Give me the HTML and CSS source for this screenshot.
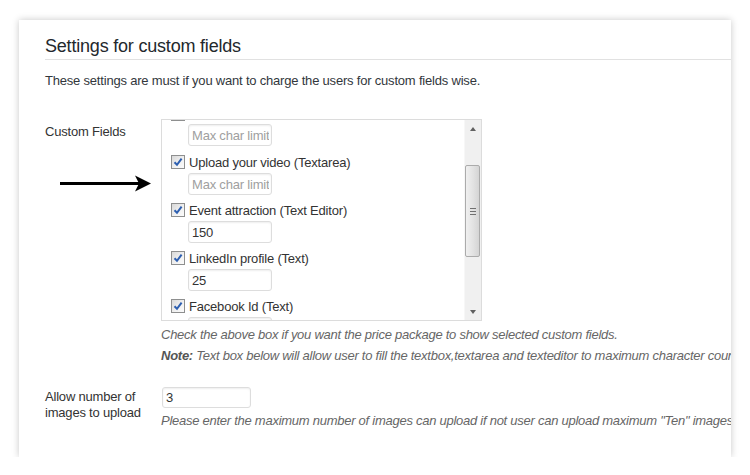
FILE: index.html
```html
<!DOCTYPE html>
<html lang="en">
<head>
<meta charset="utf-8">
<title>Settings for custom fields</title>
<link rel="stylesheet" href="styles.css">
</head>
<body>
<div class="card">
  <h2 class="title">Settings for custom fields</h2>
  <p class="intro">These settings are must if you want to charge the users for custom fields wise.</p>

  <div class="row row-fields">
    <div class="label">Custom Fields</div>
    <div class="field">
      <div class="listbox">
        <div class="list">
          <div class="item item-first">
            <label class="item-head"><span class="cb"></span><span>About the Event</span></label>
            <input class="txt" type="text" placeholder="Max char limit">
          </div>
          <div class="item">
            <label class="item-head"><span class="cb checked"><svg viewBox="0 0 12 12" width="12" height="12"><path d="M2.5 6.2 L5 8.8 L9.6 2.6" fill="none" stroke="#2d5fb0" stroke-width="2"/></svg></span><span>Upload your video (Textarea)</span></label>
            <input class="txt" type="text" placeholder="Max char limit">
          </div>
          <div class="item">
            <label class="item-head"><span class="cb checked"><svg viewBox="0 0 12 12" width="12" height="12"><path d="M2.5 6.2 L5 8.8 L9.6 2.6" fill="none" stroke="#2d5fb0" stroke-width="2"/></svg></span><span>Event attraction (Text Editor)</span></label>
            <input class="txt" type="text" value="150">
          </div>
          <div class="item">
            <label class="item-head"><span class="cb checked"><svg viewBox="0 0 12 12" width="12" height="12"><path d="M2.5 6.2 L5 8.8 L9.6 2.6" fill="none" stroke="#2d5fb0" stroke-width="2"/></svg></span><span>LinkedIn profile (Text)</span></label>
            <input class="txt" type="text" value="25">
          </div>
          <div class="item">
            <label class="item-head"><span class="cb checked"><svg viewBox="0 0 12 12" width="12" height="12"><path d="M2.5 6.2 L5 8.8 L9.6 2.6" fill="none" stroke="#2d5fb0" stroke-width="2"/></svg></span><span>Facebook Id (Text)</span></label>
            <input class="txt" type="text" value="">
          </div>
        </div>
        <div class="scrollbar">
          <div class="sb-btn"><span class="tri-up"></span></div>
          <div class="sb-track">
            <div class="sb-thumb"><span class="grip"></span></div>
          </div>
          <div class="sb-btn"><span class="tri-down"></span></div>
        </div>
      </div>
      <p class="help help-first">Check the above box if you want the price package to show selected custom fields.</p>
      <p class="help"><strong>Note:</strong> Text box below will allow user to fill the textbox,textarea and texteditor to maximum character count.</p>
    </div>
  </div>

  <div class="row row-images">
    <div class="label label-images">Allow number of images to upload</div>
    <div class="field">
      <input class="txt txt-num" type="text" value="3">
      <p class="help help-num">Please enter the maximum number of images can upload if not user can upload maximum "Ten" images.</p>
    </div>
  </div>

  <svg class="arrow" viewBox="0 0 91 18" width="91" height="18">
    <line x1="0" y1="8.5" x2="80" y2="8.5" stroke="#000" stroke-width="3"/>
    <path d="M75 0.5 L91 8.5 L75 16.5 L79 8.5 Z" fill="#000"/>
  </svg>
</div>
</body>
</html>
```
FILE: styles.css
```css
* { box-sizing: border-box; }

body {
  margin: 0;
  padding: 20px 19px 0;
  background: #fff;
  font-family: "Liberation Sans", Arial, sans-serif;
  font-size: 13px;
  letter-spacing: -0.2px;
  color: #333;
}

.card {
  position: relative;
  width: 712px;
  height: 437px;
  padding: 14px 0 0 26px;
  background: #fff;
  box-shadow: 0 0 7px rgba(0, 0, 0, 0.22);
  overflow: hidden;
}

.title {
  margin: 0;
  font-size: 18px;
  letter-spacing: -0.2px;
  font-weight: normal;
  line-height: 24px;
  color: #23282d;
  padding-bottom: 1px;
  border-bottom: 1px solid #e1e1e1;
}

.intro {
  margin: 12px 0 0;
  line-height: 17px;
  color: #32373c;
}

.row { display: flex; }
.row-fields { margin-top: 30px; }
.row-images { margin-top: 21px; }

.label {
  width: 116px;
  flex: none;
  line-height: 17px;
  padding-top: 4px;
  color: #333;
}
.label-images {
  line-height: 16px;
  padding-top: 2px;
  padding-right: 14px;
}

.field { flex: none; }

.listbox {
  display: flex;
  width: 321px;
  height: 202px;
  border: 1px solid #dcdcdc;
  background: #fff;
}

.list {
  flex: 1;
  overflow: hidden;
  padding-left: 9px;
}

.item-first { margin-top: -13px; }
.item-first .txt { margin-top: 3px; margin-bottom: 9px; }

.item-head {
  display: flex;
  align-items: center;
  gap: 4px;
  height: 14px;
  white-space: nowrap;
  color: #333;
}

.cb {
  width: 14px;
  height: 14px;
  flex: none;
  border: 1px solid #8e8f8f;
  background: linear-gradient(135deg, #d8d8d8 0%, #f2f2f2 60%, #fbfbfb 100%);
  display: flex;
  align-items: center;
  justify-content: center;
}
.cb svg { display: block; }

.txt {
  display: block;
  height: 22px;
  width: 84px;
  margin: 4px 0 8px 17px;
  padding: 0 2px 0 3px;
  border: 1px solid #dddddd;
  border-radius: 3px;
  box-shadow: inset 0 1px 2px rgba(0, 0, 0, 0.07);
  font-family: "Liberation Sans", Arial, sans-serif;
  font-size: 13px;
  letter-spacing: -0.2px;
  color: #333;
  background: #fff;
  outline: none;
}
.txt::placeholder { color: #a0a0a0; }

.txt-num {
  width: 89px;
  height: 21px;
  margin: 0 0 0 1px;
}

.scrollbar {
  width: 17px;
  flex: none;
  display: flex;
  flex-direction: column;
  background: #f0f0f0;
  border-left: 1px solid #f7f7f7;
}
.sb-btn {
  height: 17px;
  display: flex;
  align-items: center;
  justify-content: center;
}
.tri-up {
  width: 0; height: 0;
  border-left: 3.5px solid transparent;
  border-right: 3.5px solid transparent;
  border-bottom: 4px solid #606060;
}
.tri-down {
  width: 0; height: 0;
  border-left: 3.5px solid transparent;
  border-right: 3.5px solid transparent;
  border-top: 4px solid #606060;
}
.sb-track { flex: 1; padding: 0 1px 0 0; }
.sb-thumb {
  margin-top: 28px;
  height: 92px;
  border: 1px solid #ababab;
  border-radius: 2px;
  background: linear-gradient(90deg, #f0f0f0 0%, #e2e2e2 55%, #d4d4d4 100%);
  display: flex;
  align-items: center;
  justify-content: center;
}
.grip {
  width: 6px;
  height: 7px;
  background: repeating-linear-gradient(180deg, #707070 0, #707070 1px, transparent 1px, transparent 3px);
}

.help {
  margin: 0;
  line-height: 21px;
  font-style: italic;
  letter-spacing: -0.26px;
  color: #666;
  white-space: nowrap;
}
.help strong { font-weight: bold; color: #555; }
.help-first { margin-top: 3px; }
.help-num { margin-top: 2px; }

.arrow {
  position: absolute;
  left: 41px;
  top: 155px;
}
```
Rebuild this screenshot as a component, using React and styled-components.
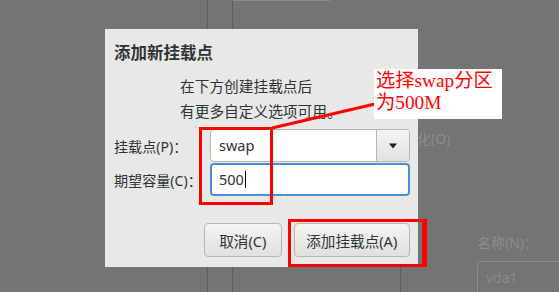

━━━━━━━━━━━━━━━━━━━━━━━━━━━━━━

Work to complete
Print all entries exactly. The images do not belong in the copy.

Completed task
Give me the HTML and CSS source for this screenshot.
FILE: index.html
```html
<!DOCTYPE html>
<html lang="en">
<head>
<meta charset="utf-8">
<title>Settings for custom fields</title>
<link rel="stylesheet" href="styles.css">
</head>
<body>
<div class="card">
  <h2 class="title">Settings for custom fields</h2>
  <p class="intro">These settings are must if you want to charge the users for custom fields wise.</p>

  <div class="row row-fields">
    <div class="label">Custom Fields</div>
    <div class="field">
      <div class="listbox">
        <div class="list">
          <div class="item item-first">
            <label class="item-head"><span class="cb"></span><span>About the Event</span></label>
            <input class="txt" type="text" placeholder="Max char limit">
          </div>
          <div class="item">
            <label class="item-head"><span class="cb checked"><svg viewBox="0 0 12 12" width="12" height="12"><path d="M2.5 6.2 L5 8.8 L9.6 2.6" fill="none" stroke="#2d5fb0" stroke-width="2"/></svg></span><span>Upload your video (Textarea)</span></label>
            <input class="txt" type="text" placeholder="Max char limit">
          </div>
          <div class="item">
            <label class="item-head"><span class="cb checked"><svg viewBox="0 0 12 12" width="12" height="12"><path d="M2.5 6.2 L5 8.8 L9.6 2.6" fill="none" stroke="#2d5fb0" stroke-width="2"/></svg></span><span>Event attraction (Text Editor)</span></label>
            <input class="txt" type="text" value="150">
          </div>
          <div class="item">
            <label class="item-head"><span class="cb checked"><svg viewBox="0 0 12 12" width="12" height="12"><path d="M2.5 6.2 L5 8.8 L9.6 2.6" fill="none" stroke="#2d5fb0" stroke-width="2"/></svg></span><span>LinkedIn profile (Text)</span></label>
            <input class="txt" type="text" value="25">
          </div>
          <div class="item">
            <label class="item-head"><span class="cb checked"><svg viewBox="0 0 12 12" width="12" height="12"><path d="M2.5 6.2 L5 8.8 L9.6 2.6" fill="none" stroke="#2d5fb0" stroke-width="2"/></svg></span><span>Facebook Id (Text)</span></label>
            <input class="txt" type="text" value="">
          </div>
        </div>
        <div class="scrollbar">
          <div class="sb-btn"><span class="tri-up"></span></div>
          <div class="sb-track">
            <div class="sb-thumb"><span class="grip"></span></div>
          </div>
          <div class="sb-btn"><span class="tri-down"></span></div>
        </div>
      </div>
      <p class="help help-first">Check the above box if you want the price package to show selected custom fields.</p>
      <p class="help"><strong>Note:</strong> Text box below will allow user to fill the textbox,textarea and texteditor to maximum character count.</p>
    </div>
  </div>

  <div class="row row-images">
    <div class="label label-images">Allow number of images to upload</div>
    <div class="field">
      <input class="txt txt-num" type="text" value="3">
      <p class="help help-num">Please enter the maximum number of images can upload if not user can upload maximum "Ten" images.</p>
    </div>
  </div>

  <svg class="arrow" viewBox="0 0 91 18" width="91" height="18">
    <line x1="0" y1="8.5" x2="80" y2="8.5" stroke="#000" stroke-width="3"/>
    <path d="M75 0.5 L91 8.5 L75 16.5 L79 8.5 Z" fill="#000"/>
  </svg>
</div>
</body>
</html>
```
FILE: styles.css
```css
* { box-sizing: border-box; }

body {
  margin: 0;
  padding: 20px 19px 0;
  background: #fff;
  font-family: "Liberation Sans", Arial, sans-serif;
  font-size: 13px;
  letter-spacing: -0.2px;
  color: #333;
}

.card {
  position: relative;
  width: 712px;
  height: 437px;
  padding: 14px 0 0 26px;
  background: #fff;
  box-shadow: 0 0 7px rgba(0, 0, 0, 0.22);
  overflow: hidden;
}

.title {
  margin: 0;
  font-size: 18px;
  letter-spacing: -0.2px;
  font-weight: normal;
  line-height: 24px;
  color: #23282d;
  padding-bottom: 1px;
  border-bottom: 1px solid #e1e1e1;
}

.intro {
  margin: 12px 0 0;
  line-height: 17px;
  color: #32373c;
}

.row { display: flex; }
.row-fields { margin-top: 30px; }
.row-images { margin-top: 21px; }

.label {
  width: 116px;
  flex: none;
  line-height: 17px;
  padding-top: 4px;
  color: #333;
}
.label-images {
  line-height: 16px;
  padding-top: 2px;
  padding-right: 14px;
}

.field { flex: none; }

.listbox {
  display: flex;
  width: 321px;
  height: 202px;
  border: 1px solid #dcdcdc;
  background: #fff;
}

.list {
  flex: 1;
  overflow: hidden;
  padding-left: 9px;
}

.item-first { margin-top: -13px; }
.item-first .txt { margin-top: 3px; margin-bottom: 9px; }

.item-head {
  display: flex;
  align-items: center;
  gap: 4px;
  height: 14px;
  white-space: nowrap;
  color: #333;
}

.cb {
  width: 14px;
  height: 14px;
  flex: none;
  border: 1px solid #8e8f8f;
  background: linear-gradient(135deg, #d8d8d8 0%, #f2f2f2 60%, #fbfbfb 100%);
  display: flex;
  align-items: center;
  justify-content: center;
}
.cb svg { display: block; }

.txt {
  display: block;
  height: 22px;
  width: 84px;
  margin: 4px 0 8px 17px;
  padding: 0 2px 0 3px;
  border: 1px solid #dddddd;
  border-radius: 3px;
  box-shadow: inset 0 1px 2px rgba(0, 0, 0, 0.07);
  font-family: "Liberation Sans", Arial, sans-serif;
  font-size: 13px;
  letter-spacing: -0.2px;
  color: #333;
  background: #fff;
  outline: none;
}
.txt::placeholder { color: #a0a0a0; }

.txt-num {
  width: 89px;
  height: 21px;
  margin: 0 0 0 1px;
}

.scrollbar {
  width: 17px;
  flex: none;
  display: flex;
  flex-direction: column;
  background: #f0f0f0;
  border-left: 1px solid #f7f7f7;
}
.sb-btn {
  height: 17px;
  display: flex;
  align-items: center;
  justify-content: center;
}
.tri-up {
  width: 0; height: 0;
  border-left: 3.5px solid transparent;
  border-right: 3.5px solid transparent;
  border-bottom: 4px solid #606060;
}
.tri-down {
  width: 0; height: 0;
  border-left: 3.5px solid transparent;
  border-right: 3.5px solid transparent;
  border-top: 4px solid #606060;
}
.sb-track { flex: 1; padding: 0 1px 0 0; }
.sb-thumb {
  margin-top: 28px;
  height: 92px;
  border: 1px solid #ababab;
  border-radius: 2px;
  background: linear-gradient(90deg, #f0f0f0 0%, #e2e2e2 55%, #d4d4d4 100%);
  display: flex;
  align-items: center;
  justify-content: center;
}
.grip {
  width: 6px;
  height: 7px;
  background: repeating-linear-gradient(180deg, #707070 0, #707070 1px, transparent 1px, transparent 3px);
}

.help {
  margin: 0;
  line-height: 21px;
  font-style: italic;
  letter-spacing: -0.26px;
  color: #666;
  white-space: nowrap;
}
.help strong { font-weight: bold; color: #555; }
.help-first { margin-top: 3px; }
.help-num { margin-top: 2px; }

.arrow {
  position: absolute;
  left: 41px;
  top: 155px;
}
```
Rebuild this screenshot as a component, using React and styled-components.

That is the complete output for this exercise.